Peter is no stranger in these parts. He turned up in a post I wrote about a similarly themed PCMA Masters Series program last fall that addressed “Associations and Meetings of the Future: A Look Ahead to 2020.” Not long after that, I interviewed him for a Convene article about the 2009 American Industrial Hygiene Conference and Exposition (AIHce), which lost AIHA nearly a million dollars, and which Peter considers a great meeting experience. “Not that we loved losing almost a million dollars,” Peter told me. “It’s just that it forced the team and I to think differently — not better, but differently.”

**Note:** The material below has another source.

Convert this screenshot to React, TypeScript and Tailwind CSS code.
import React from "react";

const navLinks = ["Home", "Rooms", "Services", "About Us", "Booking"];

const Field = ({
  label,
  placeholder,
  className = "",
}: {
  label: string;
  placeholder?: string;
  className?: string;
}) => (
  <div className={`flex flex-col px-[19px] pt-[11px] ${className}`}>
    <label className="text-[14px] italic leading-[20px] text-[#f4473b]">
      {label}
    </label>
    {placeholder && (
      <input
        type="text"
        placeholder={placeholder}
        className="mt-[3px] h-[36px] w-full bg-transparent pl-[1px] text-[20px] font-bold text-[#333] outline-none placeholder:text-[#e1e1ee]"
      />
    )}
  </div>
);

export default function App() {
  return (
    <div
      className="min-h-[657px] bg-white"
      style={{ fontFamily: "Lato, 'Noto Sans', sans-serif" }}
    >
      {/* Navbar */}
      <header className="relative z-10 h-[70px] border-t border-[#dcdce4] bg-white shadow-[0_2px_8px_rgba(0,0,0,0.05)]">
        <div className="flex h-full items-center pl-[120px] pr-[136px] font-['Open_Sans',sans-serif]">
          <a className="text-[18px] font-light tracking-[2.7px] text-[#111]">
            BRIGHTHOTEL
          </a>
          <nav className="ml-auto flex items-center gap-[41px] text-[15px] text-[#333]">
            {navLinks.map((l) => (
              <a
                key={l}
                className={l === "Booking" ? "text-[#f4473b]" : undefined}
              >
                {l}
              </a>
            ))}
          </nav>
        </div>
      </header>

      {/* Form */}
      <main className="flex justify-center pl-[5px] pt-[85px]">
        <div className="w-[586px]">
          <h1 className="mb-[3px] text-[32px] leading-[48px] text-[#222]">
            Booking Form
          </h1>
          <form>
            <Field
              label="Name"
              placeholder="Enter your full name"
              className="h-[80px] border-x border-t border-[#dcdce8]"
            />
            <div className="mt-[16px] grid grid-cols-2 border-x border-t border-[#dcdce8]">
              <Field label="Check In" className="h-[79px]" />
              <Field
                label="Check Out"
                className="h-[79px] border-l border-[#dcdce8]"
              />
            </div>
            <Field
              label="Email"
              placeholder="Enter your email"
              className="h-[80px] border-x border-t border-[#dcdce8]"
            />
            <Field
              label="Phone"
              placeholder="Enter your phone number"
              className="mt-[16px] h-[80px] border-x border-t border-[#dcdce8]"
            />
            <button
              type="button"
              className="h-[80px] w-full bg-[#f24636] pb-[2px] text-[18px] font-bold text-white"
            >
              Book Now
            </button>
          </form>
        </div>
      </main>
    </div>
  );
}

Which reminds me of this takeaway from his Future Meet interview:
Decisions with association shows are made so far out (such as booking a city or venue for x years), it is hard to match that to rapid digital changes.
Hard, but not impossible. AIHA tried all sorts of new things in the months leading up to AIHce 2009 to help close the attendee gap, which suggests that in the battle between booking windows and the unforeseen, you shouldn’t underestimate the power of human adaptability.